_TASK TO COMPLETE_.
Where the string "styles" occurs in the material below, report the whole line.

_RAW DATA_.
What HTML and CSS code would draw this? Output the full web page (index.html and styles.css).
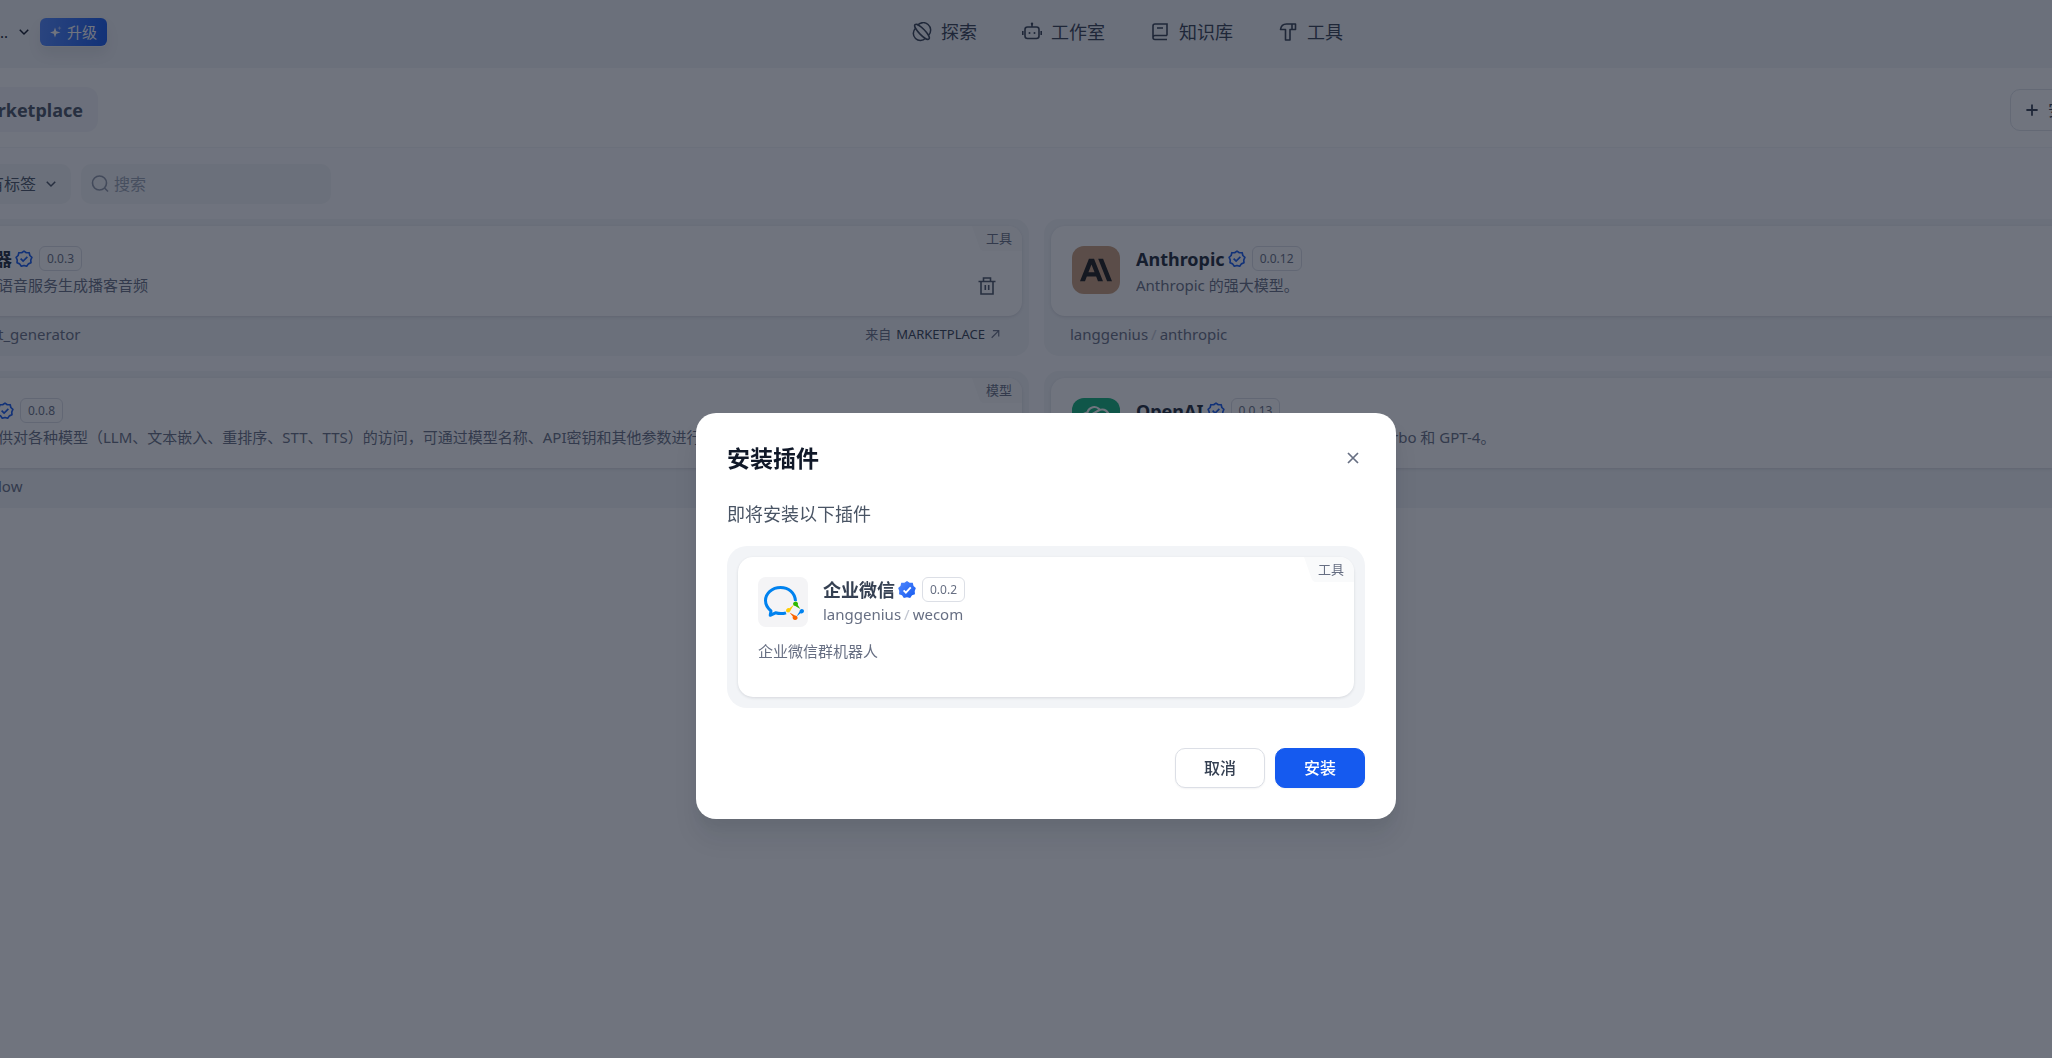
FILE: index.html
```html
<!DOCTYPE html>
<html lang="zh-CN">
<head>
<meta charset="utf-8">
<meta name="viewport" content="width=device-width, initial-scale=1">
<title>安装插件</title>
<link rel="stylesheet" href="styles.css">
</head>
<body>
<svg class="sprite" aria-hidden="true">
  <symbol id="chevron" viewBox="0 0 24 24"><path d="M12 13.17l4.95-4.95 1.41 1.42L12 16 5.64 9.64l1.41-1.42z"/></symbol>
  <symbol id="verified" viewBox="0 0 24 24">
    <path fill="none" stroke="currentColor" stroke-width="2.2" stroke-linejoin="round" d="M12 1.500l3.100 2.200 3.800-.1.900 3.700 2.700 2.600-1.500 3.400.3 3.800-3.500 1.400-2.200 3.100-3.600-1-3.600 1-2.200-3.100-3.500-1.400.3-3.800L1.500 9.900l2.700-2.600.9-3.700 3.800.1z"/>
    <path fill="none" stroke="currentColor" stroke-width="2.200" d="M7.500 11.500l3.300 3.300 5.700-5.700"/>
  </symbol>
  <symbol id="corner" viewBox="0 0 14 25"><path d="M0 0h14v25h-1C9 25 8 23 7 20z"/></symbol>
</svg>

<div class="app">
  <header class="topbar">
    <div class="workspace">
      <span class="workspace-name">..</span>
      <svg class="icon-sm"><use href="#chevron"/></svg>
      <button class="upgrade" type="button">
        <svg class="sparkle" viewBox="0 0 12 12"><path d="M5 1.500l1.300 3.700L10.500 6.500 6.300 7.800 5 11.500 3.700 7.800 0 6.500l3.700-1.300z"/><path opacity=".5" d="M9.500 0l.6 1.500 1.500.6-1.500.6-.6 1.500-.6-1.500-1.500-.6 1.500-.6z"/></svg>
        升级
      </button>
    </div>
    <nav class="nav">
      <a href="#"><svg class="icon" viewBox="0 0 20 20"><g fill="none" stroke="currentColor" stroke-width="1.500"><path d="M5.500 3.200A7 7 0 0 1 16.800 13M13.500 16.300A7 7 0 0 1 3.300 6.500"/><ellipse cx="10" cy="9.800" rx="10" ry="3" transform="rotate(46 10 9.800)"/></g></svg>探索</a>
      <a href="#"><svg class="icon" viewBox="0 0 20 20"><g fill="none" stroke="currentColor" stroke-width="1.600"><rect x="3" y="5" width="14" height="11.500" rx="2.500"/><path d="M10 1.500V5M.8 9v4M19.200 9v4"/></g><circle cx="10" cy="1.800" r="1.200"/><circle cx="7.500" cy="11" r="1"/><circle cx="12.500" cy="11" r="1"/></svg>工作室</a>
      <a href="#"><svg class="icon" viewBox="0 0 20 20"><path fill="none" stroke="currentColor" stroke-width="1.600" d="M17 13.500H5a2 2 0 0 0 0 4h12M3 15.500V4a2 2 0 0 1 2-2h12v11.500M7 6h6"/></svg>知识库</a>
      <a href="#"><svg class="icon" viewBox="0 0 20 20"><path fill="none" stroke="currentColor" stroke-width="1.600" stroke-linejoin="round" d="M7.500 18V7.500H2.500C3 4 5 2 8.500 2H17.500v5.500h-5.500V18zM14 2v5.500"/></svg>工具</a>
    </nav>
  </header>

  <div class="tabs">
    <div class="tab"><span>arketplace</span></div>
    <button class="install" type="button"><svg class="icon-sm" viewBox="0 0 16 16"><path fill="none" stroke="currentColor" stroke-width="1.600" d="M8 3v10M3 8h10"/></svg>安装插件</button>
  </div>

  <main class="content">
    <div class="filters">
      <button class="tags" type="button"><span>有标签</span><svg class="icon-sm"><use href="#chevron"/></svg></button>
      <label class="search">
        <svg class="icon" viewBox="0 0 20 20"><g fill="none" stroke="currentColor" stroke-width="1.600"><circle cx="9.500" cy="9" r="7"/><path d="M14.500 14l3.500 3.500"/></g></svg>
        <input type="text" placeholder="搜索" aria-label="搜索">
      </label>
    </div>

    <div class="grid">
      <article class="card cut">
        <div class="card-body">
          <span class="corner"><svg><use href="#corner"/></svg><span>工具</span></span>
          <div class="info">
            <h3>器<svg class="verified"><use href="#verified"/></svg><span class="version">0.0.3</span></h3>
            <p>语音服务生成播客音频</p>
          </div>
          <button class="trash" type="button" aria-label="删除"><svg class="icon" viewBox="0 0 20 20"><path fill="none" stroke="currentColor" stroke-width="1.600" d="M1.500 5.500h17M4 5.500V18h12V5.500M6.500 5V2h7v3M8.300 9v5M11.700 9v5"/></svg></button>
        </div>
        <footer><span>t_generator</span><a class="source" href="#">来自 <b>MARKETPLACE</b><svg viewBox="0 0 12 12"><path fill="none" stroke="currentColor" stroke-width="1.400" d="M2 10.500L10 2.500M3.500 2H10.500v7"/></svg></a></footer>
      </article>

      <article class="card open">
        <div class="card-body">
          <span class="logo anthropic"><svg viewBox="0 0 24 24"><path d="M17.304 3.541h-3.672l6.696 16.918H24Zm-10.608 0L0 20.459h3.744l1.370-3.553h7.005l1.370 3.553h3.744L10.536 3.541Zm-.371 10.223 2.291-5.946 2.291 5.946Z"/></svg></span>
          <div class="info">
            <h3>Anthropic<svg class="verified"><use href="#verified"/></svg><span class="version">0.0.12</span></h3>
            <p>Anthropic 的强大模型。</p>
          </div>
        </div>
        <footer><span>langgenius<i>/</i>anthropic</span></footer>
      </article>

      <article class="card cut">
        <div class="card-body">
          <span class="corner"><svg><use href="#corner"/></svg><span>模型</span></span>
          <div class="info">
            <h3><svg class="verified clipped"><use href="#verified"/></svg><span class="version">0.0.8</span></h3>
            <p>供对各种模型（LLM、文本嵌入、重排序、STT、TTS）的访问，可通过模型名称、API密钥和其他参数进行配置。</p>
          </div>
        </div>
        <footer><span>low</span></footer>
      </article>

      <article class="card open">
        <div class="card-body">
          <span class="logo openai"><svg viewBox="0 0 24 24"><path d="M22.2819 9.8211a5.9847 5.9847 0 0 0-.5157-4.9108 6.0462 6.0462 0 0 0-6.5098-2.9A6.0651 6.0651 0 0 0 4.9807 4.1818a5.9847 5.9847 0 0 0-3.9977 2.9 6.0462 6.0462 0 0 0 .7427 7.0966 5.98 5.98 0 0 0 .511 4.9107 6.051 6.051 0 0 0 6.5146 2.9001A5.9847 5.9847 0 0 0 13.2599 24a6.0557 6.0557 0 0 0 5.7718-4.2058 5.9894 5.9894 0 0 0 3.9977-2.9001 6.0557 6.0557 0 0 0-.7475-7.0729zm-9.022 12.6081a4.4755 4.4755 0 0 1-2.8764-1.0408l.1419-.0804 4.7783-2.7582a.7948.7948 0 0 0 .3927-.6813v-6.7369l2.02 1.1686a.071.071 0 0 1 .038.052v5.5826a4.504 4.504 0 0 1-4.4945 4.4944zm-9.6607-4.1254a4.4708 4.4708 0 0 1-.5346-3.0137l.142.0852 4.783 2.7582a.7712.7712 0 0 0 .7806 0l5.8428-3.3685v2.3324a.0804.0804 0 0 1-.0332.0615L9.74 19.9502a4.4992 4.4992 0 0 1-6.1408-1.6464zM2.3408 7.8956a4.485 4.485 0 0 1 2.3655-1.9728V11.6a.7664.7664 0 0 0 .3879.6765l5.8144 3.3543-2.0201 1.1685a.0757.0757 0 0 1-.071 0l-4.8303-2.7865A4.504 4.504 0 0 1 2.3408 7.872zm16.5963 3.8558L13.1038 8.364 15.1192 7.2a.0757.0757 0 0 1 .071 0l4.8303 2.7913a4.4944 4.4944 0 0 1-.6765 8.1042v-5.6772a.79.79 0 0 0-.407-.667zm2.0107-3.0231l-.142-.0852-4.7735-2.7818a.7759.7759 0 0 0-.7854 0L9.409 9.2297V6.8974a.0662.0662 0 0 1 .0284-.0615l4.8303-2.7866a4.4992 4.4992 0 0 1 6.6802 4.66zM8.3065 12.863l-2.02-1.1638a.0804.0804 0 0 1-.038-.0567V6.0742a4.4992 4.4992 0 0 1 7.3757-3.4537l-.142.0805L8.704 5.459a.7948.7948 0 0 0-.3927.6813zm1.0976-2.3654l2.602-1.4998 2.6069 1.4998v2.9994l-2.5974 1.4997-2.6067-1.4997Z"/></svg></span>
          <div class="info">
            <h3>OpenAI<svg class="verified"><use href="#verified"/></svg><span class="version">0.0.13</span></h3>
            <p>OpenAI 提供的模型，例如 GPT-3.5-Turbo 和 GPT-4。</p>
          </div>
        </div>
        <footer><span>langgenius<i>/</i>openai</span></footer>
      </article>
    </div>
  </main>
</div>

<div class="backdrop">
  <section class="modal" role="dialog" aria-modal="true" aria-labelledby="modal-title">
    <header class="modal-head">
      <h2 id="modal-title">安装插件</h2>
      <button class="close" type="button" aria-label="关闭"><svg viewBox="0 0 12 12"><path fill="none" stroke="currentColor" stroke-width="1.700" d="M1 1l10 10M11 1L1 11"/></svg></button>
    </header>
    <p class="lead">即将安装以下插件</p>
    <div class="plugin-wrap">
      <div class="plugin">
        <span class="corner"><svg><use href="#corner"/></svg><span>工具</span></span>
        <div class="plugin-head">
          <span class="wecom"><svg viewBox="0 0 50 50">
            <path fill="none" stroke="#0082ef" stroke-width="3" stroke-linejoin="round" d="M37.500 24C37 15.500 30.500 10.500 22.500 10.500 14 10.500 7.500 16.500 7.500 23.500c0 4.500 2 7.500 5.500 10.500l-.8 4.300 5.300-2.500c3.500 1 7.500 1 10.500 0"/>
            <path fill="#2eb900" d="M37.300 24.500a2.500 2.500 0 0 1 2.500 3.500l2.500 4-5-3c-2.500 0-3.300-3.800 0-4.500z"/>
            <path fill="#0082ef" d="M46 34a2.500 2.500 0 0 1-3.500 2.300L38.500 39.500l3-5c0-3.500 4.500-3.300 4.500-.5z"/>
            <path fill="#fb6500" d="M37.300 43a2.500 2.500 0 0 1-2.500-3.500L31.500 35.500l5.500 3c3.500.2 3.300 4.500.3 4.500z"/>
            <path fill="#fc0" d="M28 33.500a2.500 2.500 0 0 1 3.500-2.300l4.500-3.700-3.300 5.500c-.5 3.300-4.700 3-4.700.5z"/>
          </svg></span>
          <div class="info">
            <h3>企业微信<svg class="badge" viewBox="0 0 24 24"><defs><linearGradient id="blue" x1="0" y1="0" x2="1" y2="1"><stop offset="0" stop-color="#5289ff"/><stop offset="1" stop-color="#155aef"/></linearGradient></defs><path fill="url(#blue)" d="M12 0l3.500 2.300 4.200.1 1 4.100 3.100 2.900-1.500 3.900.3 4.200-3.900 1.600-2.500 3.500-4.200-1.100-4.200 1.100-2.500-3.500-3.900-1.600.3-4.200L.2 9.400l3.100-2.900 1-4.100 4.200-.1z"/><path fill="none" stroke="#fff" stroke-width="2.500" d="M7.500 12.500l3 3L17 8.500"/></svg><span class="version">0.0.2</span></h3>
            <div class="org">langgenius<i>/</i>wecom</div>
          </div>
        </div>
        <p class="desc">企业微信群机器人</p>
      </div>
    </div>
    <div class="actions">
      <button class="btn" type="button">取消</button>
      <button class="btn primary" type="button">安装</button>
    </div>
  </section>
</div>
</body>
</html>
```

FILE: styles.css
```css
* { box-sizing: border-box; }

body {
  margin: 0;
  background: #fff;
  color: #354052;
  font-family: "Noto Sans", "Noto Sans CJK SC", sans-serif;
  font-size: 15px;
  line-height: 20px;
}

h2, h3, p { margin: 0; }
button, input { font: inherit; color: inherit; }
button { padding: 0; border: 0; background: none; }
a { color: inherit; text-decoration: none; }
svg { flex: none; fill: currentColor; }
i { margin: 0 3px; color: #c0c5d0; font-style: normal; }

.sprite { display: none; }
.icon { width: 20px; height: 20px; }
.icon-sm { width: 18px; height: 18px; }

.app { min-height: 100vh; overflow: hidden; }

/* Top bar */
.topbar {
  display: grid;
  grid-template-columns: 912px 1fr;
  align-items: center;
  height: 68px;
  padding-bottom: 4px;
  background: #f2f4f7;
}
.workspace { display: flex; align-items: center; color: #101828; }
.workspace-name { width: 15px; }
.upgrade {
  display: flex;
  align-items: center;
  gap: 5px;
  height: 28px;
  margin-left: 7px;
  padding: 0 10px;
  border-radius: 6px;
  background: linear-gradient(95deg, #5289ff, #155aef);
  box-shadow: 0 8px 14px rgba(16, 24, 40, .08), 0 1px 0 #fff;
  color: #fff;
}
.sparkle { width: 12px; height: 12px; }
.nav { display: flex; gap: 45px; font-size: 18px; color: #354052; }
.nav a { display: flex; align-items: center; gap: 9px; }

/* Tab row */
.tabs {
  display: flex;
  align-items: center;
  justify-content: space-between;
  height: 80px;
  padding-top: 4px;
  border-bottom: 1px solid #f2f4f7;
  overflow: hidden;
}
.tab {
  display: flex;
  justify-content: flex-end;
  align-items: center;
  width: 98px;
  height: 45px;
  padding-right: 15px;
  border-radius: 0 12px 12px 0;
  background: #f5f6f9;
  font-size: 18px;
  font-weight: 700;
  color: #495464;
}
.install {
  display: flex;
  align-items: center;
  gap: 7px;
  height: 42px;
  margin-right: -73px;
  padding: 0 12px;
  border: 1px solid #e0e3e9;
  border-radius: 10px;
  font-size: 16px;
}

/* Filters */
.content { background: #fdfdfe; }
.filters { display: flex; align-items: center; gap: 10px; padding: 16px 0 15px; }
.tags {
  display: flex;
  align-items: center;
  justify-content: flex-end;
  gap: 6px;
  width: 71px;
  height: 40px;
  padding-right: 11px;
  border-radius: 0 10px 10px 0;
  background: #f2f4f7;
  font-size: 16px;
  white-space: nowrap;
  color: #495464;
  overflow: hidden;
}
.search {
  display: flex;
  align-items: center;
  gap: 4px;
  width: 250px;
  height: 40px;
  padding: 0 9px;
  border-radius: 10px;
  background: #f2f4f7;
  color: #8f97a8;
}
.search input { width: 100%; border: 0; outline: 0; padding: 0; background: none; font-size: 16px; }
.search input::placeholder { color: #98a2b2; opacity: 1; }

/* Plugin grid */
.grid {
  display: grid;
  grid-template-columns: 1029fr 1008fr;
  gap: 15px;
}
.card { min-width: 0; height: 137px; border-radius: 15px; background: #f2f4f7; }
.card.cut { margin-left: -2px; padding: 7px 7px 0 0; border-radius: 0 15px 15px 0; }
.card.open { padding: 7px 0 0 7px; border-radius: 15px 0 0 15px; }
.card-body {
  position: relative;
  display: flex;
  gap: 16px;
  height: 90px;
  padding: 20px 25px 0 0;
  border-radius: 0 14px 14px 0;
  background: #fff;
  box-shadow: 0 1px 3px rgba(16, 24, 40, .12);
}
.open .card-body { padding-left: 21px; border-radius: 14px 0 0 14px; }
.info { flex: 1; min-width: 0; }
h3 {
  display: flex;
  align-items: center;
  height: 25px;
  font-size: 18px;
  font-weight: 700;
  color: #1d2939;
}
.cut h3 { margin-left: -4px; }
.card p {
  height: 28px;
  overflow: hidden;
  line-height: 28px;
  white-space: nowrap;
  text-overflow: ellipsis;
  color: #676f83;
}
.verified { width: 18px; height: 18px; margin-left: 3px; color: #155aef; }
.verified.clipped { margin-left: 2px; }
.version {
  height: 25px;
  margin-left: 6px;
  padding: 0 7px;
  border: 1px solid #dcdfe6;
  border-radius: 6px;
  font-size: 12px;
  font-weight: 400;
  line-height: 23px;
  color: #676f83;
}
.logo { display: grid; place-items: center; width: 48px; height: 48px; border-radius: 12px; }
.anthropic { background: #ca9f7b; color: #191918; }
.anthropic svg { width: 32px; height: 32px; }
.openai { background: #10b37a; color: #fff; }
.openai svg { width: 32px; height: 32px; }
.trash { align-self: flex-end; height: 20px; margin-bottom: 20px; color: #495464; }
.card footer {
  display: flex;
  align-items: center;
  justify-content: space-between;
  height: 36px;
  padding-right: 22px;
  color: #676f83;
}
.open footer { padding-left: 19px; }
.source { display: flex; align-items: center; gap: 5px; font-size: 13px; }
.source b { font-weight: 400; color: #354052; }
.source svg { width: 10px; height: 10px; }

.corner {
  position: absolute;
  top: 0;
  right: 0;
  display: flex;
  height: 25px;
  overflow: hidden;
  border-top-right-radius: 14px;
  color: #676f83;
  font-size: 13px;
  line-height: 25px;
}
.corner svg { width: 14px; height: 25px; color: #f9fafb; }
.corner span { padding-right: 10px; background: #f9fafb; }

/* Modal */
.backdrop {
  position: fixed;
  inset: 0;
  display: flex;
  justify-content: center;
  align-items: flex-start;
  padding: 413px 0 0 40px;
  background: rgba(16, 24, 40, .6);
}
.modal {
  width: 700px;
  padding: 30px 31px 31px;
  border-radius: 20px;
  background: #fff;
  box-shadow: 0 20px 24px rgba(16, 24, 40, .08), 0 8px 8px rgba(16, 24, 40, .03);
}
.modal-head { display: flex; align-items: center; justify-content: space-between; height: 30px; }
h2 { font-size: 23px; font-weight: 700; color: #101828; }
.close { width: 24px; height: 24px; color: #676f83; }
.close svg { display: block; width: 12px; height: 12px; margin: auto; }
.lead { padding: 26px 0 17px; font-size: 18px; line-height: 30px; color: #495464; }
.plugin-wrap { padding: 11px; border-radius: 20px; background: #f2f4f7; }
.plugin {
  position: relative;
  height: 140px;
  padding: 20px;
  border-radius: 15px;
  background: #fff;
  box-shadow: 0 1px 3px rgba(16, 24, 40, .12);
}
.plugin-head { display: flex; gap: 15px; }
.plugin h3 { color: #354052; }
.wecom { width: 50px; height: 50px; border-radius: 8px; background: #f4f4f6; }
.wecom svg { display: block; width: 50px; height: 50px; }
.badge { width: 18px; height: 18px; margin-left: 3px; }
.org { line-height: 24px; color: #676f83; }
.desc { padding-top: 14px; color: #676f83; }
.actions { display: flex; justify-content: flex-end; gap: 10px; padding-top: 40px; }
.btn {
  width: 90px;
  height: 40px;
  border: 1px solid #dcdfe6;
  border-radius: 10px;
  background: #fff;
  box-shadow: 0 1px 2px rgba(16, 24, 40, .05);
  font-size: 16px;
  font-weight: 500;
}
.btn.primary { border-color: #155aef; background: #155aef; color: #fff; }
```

_SOLUTION_.
What HTML and CSS code would draw this? Output the full web page (index.html and styles.css).
<link rel="stylesheet" href="styles.css">
FILE: styles.css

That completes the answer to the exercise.